During sleep, sequences of firing replay in the hippocampus and I think I remember also cortex. They can play in reverse. It probably has something to do with locations and paths in environments.

1 Like

Yes I did not want to learn the sequence DCBA in to predict A from DCB. Your point about using a hierarchy is an interesting one – can you explain further? Perhaps one way to do it is to copy the SDR of the first term to the “upper level”, providing persistence of the “subject” as the subsequent terms in the sequence are learned, with apic feedback of the subject as each successive term is learned? But I am not sure how to actually do this with the nupic api? This seems to need “research code”, for example the Apical Temporal Memory. I have also found discussion of "Extended Temporal Memory " but the links to the code are broken so I am presuming that Apical Temporal Memory has superseded it? Has anyone got any experience of using Apical Temporal Memory (and are there other research codes that are relevant to this conversation?).

Also, I am not really clear how apical feedback differs from simply adding a new basal input which is linked together to hold the “upper level” data (the “subject” in this case, but also other contextual information). This would seem not to require any new nupic code, just a bit of plumbing.
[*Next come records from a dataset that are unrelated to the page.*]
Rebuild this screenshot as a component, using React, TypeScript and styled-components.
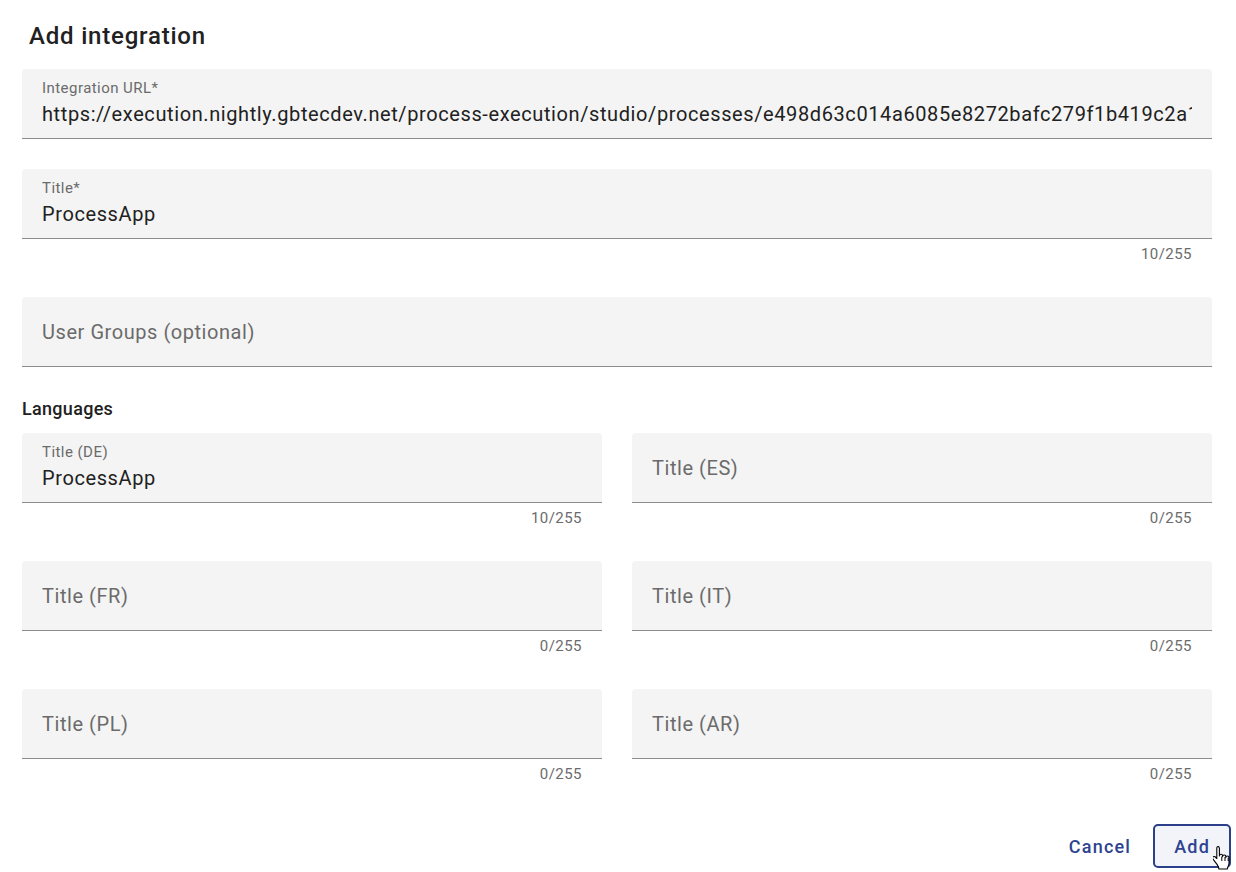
import React from 'react';
import { createGlobalStyle, styled } from 'styled-components';

const GlobalStyle = createGlobalStyle`
  html, body {
    margin: 0;
    padding: 0;
    background: #fff;
  }
  body {
    font-family: Roboto, 'Liberation Sans', sans-serif;
    color: #212121;
  }
`;

interface FieldProps {
  label: string;
  value?: string;
  counter?: string;
}

const TextField: React.FC<FieldProps> = ({ label, value, counter }) => {
  return (
    <FieldGroup>
      <FieldBox $filled={!!value}>
        {value ? (
          <>
            <FloatLabel>{label}</FloatLabel>
            <Value>{value}</Value>
          </>
        ) : (
          <Placeholder>{label}</Placeholder>
        )}
      </FieldBox>
      {counter && <Counter>{counter}</Counter>}
    </FieldGroup>
  );
};

const HandCursor = () => (
  <Cursor width="18" height="26" viewBox="0 0 18 26">
    <path
      d="M5.5 1.5c-1 0-1.7.7-1.7 1.7v10.3l-1.4-1.5c-.7-.7-1.8-.7-2.4 0-.5.6-.5 1.5 0 2.1l4 5.3c.9 1.3 1.9 2.6 1.9 4.6h8.4c0-1.6 1.7-3.2 1.7-5.8v-5.6c0-.9-.7-1.6-1.6-1.6-.9 0-1.6.7-1.6 1.6v-1c0-.9-.7-1.6-1.6-1.6-.9 0-1.6.7-1.6 1.6v-.7c0-.9-.7-1.6-1.6-1.6-.9 0-1.6.7-1.6 1.6V3.2c0-1-.7-1.7-1.7-1.7z"
      fill="#fff"
      stroke="#000"
      strokeWidth="1.1"
      strokeLinejoin="round"
    />
    <path d="M8.8 11.5v4.5M12 12v4M15.2 12.6v3.4" stroke="#000" strokeWidth="1" />
  </Cursor>
);

const App: React.FC = () => {
  return (
    <Page>
      <GlobalStyle />
      <Heading>Add integration</Heading>
      <Form>
        <TextField
          label="Integration URL*"
          value="https://execution.nightly.gbtecdev.net/process-execution/studio/processes/e498d63c014a6085e8272bafc279f1b419c2a1f0"
        />
        <TextField label="Title*" value="ProcessApp" counter="10/255" />
        <TextField label="User Groups (optional)" />
        <SectionLabel>Languages</SectionLabel>
        <LangGrid>
          <TextField label="Title (DE)" value="ProcessApp" counter="10/255" />
          <TextField label="Title (ES)" counter="0/255" />
          <TextField label="Title (FR)" counter="0/255" />
          <TextField label="Title (IT)" counter="0/255" />
          <TextField label="Title (PL)" counter="0/255" />
          <TextField label="Title (AR)" counter="0/255" />
        </LangGrid>
      </Form>
      <Actions>
        <TextButton>Cancel</TextButton>
        <OutlineButton>
          Add
          <HandCursor />
        </OutlineButton>
      </Actions>
    </Page>
  );
};

const Page = styled.div`
  width: 1236px;
  height: 872px;
  box-sizing: border-box;
  padding: 20px 5px 0 22px;
  overflow: hidden;
`;

const Heading = styled.h1`
  margin: 0 0 17px 7px;
  font-size: 24px;
  line-height: 32px;
  font-weight: 500;
  letter-spacing: 0.8px;
  color: #212121;
`;

const Form = styled.div`
  display: flex;
  flex-direction: column;
  gap: 30px;
  margin-right: 19px;
`;

const FieldGroup = styled.div`
  display: flex;
  flex-direction: column;
  min-width: 0;
`;

const FieldBox = styled.div<{ $filled: boolean }>`
  height: 70px;
  box-sizing: border-box;
  background: #f4f4f4;
  border-radius: 4px 4px 0 0;
  border-bottom: 1px solid #8c8c8c;
  padding: ${(p) => (p.$filled ? '9px 20px 0' : '0 20px')};
  display: flex;
  flex-direction: column;
  justify-content: ${(p) => (p.$filled ? 'flex-start' : 'center')};
  overflow: hidden;
`;

const FloatLabel = styled.div`
  font-size: 15px;
  line-height: 20px;
  color: #6b6b6b;
  letter-spacing: 0.45px;
`;

const Value = styled.div`
  margin-top: 3px;
  font-size: 20px;
  line-height: 26px;
  color: #212121;
  letter-spacing: 0.6px;
  white-space: nowrap;
  overflow: hidden;
`;

const Placeholder = styled.div`
  font-size: 20px;
  line-height: 26px;
  color: #6b6b6b;
  letter-spacing: 0.55px;
  margin-top: 1px;
`;

const Counter = styled.div`
  height: 28px;
  box-sizing: border-box;
  padding: 6px 20px 0 0;
  text-align: right;
  font-size: 15px;
  line-height: 18px;
  color: #6b6b6b;
  letter-spacing: 0.45px;
`;

const SectionLabel = styled.div`
  font-size: 18px;
  line-height: 24px;
  font-weight: 500;
  letter-spacing: 0.3px;
  color: #212121;
  margin: 0 0 -18px;
`;

const LangGrid = styled.div`
  display: grid;
  grid-template-columns: 1fr 1fr;
  column-gap: 30px;
  row-gap: 30px;
`;

const Actions = styled.div`
  display: flex;
  justify-content: flex-end;
  align-items: center;
  gap: 2px;
  margin-top: 37px;
`;

const TextButton = styled.button`
  height: 44px;
  padding: 0 20px;
  background: transparent;
  border: none;
  font-family: Roboto, 'Liberation Sans', sans-serif;
  font-size: 18px;
  font-weight: 500;
  letter-spacing: 1.2px;
  color: #2d4391;
`;

const OutlineButton = styled.button`
  position: relative;
  height: 44px;
  padding: 0 19px;
  background: #f3f4f9;
  border: 2px solid #2b3f8b;
  border-radius: 5px;
  font-family: Roboto, 'Liberation Sans', sans-serif;
  font-size: 18px;
  font-weight: 500;
  letter-spacing: 1.2px;
  color: #2d4391;
`;

const Cursor = styled.svg`
  position: absolute;
  left: 58px;
  top: 19px;
`;

export default App;
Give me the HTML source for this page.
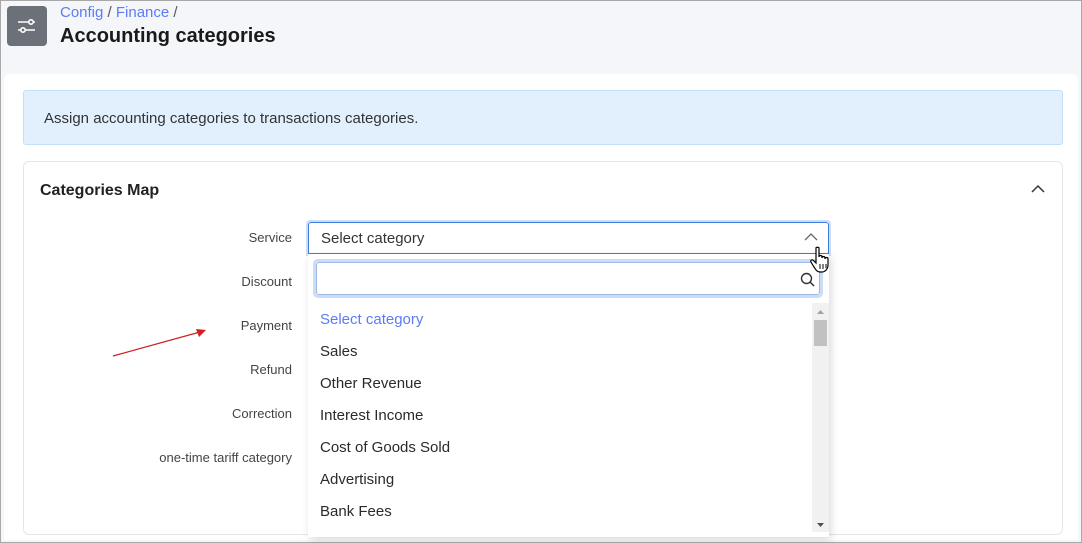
<!DOCTYPE html><html><head><style>
*{box-sizing:border-box;margin:0;padding:0}
body{width:1082px;height:543px;overflow:hidden;font-family:"Liberation Sans",sans-serif;background:#fff;position:relative}
.frame{position:absolute;inset:0;border:1px solid #a8a8a8;background:#f5f6fa}
.abs{position:absolute}
.lbl{position:absolute;right:790px;font-size:13px;color:#444;width:220px;text-align:right}
.opt{position:absolute;left:320px;font-size:15px;color:#2a2a2a}
</style></head><body>
<div class="frame"></div>
<div class="abs" style="left:7px;top:6px;width:40px;height:40px;background:#6b7079;border-radius:4px">
<svg width="40" height="40" viewBox="0 0 40 40"><g stroke="#fff" stroke-width="1.6" fill="none"><line x1="11" y1="16" x2="28" y2="16"/><circle cx="24" cy="16" r="2.2" fill="#6b7079"/><line x1="11" y1="24" x2="28" y2="24"/><circle cx="16" cy="24" r="2.2" fill="#6b7079"/></g></svg></div>
<div class="abs" style="left:60px;top:4px;font-size:15px;color:#5b7cf5">Config <span style="color:#555">/</span> Finance <span style="color:#555">/</span></div>
<div class="abs" style="left:60px;top:25px;font-size:20px;font-weight:bold;color:#1a1a1a">Accounting categories</div>
<div class="abs" style="left:4px;top:74px;width:1074px;height:466px;background:#fff;border-radius:6px 6px 0 0"></div>
<div class="abs" style="left:23px;top:90px;width:1040px;height:55px;background:#e2f0fd;border:1px solid #c3e0f8;border-radius:3px"></div>
<div class="abs" style="left:44px;top:110px;font-size:15px;color:#333">Assign accounting categories to transactions categories.</div>
<div class="abs" style="left:23px;top:161px;width:1040px;height:374px;border:1px solid #e6e6e6;border-radius:6px"></div>
<div class="abs" style="left:40px;top:182px;font-size:16px;font-weight:bold;color:#222">Categories Map</div>
<svg class="abs" style="left:1031px;top:184px" width="14" height="10"><path d="M1 8 L7 2 L13 8" stroke="#333" stroke-width="1.5" fill="none"/></svg>
<div class="lbl" style="top:230px">Service</div>
<div class="lbl" style="top:274px">Discount</div>
<div class="lbl" style="top:318px">Payment</div>
<div class="lbl" style="top:362px">Refund</div>
<div class="lbl" style="top:406px">Correction</div>
<div class="lbl" style="top:450px">one-time tariff category</div>
<svg class="abs" style="left:110px;top:325px" width="100" height="35"><line x1="3" y1="31" x2="90" y2="7" stroke="#d02020" stroke-width="1.3"/><path d="M96 5 L86 4 L89 12 Z" fill="#d02020"/></svg>
<div class="abs" style="left:306px;top:220px;width:525px;height:36px;border:2px solid #cfdcf6;border-bottom:none;border-radius:4px 4px 0 0"></div>
<div class="abs" style="left:308px;top:222px;width:521px;height:32px;border:1px solid #3b7ddd;border-radius:3px 3px 0 0;background:#fff"></div>
<div class="abs" style="left:321px;top:230px;font-size:15px;color:#333">Select category</div>
<svg class="abs" style="left:804px;top:233px" width="14" height="9"><path d="M1 7 L7 1 L13 7" stroke="#666" stroke-width="1.3" fill="none"/></svg>
<div class="abs" style="left:308px;top:254px;width:521px;height:283px;background:#fff;box-shadow:2px 3px 8px rgba(0,0,0,.15)"></div>
<div class="abs" style="left:313px;top:259px;width:510px;height:39px;border:3px solid #cbdcf7;border-radius:5px;background:#fff"><div style="position:absolute;inset:0;border:1px solid #9fb8e6;border-radius:3px"></div></div>
<svg class="abs" style="left:800px;top:272px" width="16" height="16"><circle cx="6.5" cy="6.5" r="5" stroke="#333" stroke-width="1.4" fill="none"/><line x1="10" y1="10" x2="14" y2="14" stroke="#333" stroke-width="1.5"/></svg>
<div class="opt" style="top:311px;color:#5b7cf5">Select category</div>
<div class="opt" style="top:343px">Sales</div>
<div class="opt" style="top:375px">Other Revenue</div>
<div class="opt" style="top:407px">Interest Income</div>
<div class="opt" style="top:439px">Cost of Goods Sold</div>
<div class="opt" style="top:471px">Advertising</div>
<div class="opt" style="top:503px">Bank Fees</div>
<div class="abs" style="left:812px;top:303px;width:17px;height:229px;background:#f1f1f1"></div>
<div class="abs" style="left:814px;top:320px;width:13px;height:26px;background:#c1c1c1"></div>
<svg class="abs" style="left:812px;top:305px" width="17" height="229"><path d="M5 9 L8.5 5 L12 9Z" fill="#a3a3a3"/><path d="M5 218 L12 218 L8.5 222Z" fill="#505050"/></svg>
<svg class="abs" style="left:808px;top:246px" width="26" height="28"><path d="M8 2 C8 1 11 1 11 2 L11 11 C11 9 14 9 14 11 L14 12 C14 10 17 10 17 12 L17 13 C17 11 20 11 20 13 L20 19 C20 23 17 26 14 26 L12 26 C9 26 8 24 6 21 L3 16 C2 14 4 13 6 15 L8 17 Z" fill="#fff" stroke="#000" stroke-width="1.2"/><path d="M12 18v5M15 18v5M18 18v4" stroke="#000"/></svg>
</body></html>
My opinion that this issue needs the hierarchy is because, if I have correctly understood your question, the sequence memory does not seem to be sufficient to solve this by itself, I think it is a process that involves semantic memory and, as far as I know, the semantic knowledge is stored in distinct associative cortices and its evocation depends on the pre-frontal cortex. I started studying the HTM theory a short time ago and I’m not familiar with the nupic, so I can not help you much more, it would be better someone with more experience to comment on it.
this conversation may be relevant:

While not specifically a NuPIC answer, I think this could be done relatively easily without a hierarchy by using a similar classifier strategy as has been used for predicting multiple timesteps into the future (see this video for an example of how that is done). The difference would be to have it tracking the frequency of inputs from some number of timesteps in the past.

1 Like

Thanks for the link to the “alternative sequence memory” topic - a very interesting discussion there.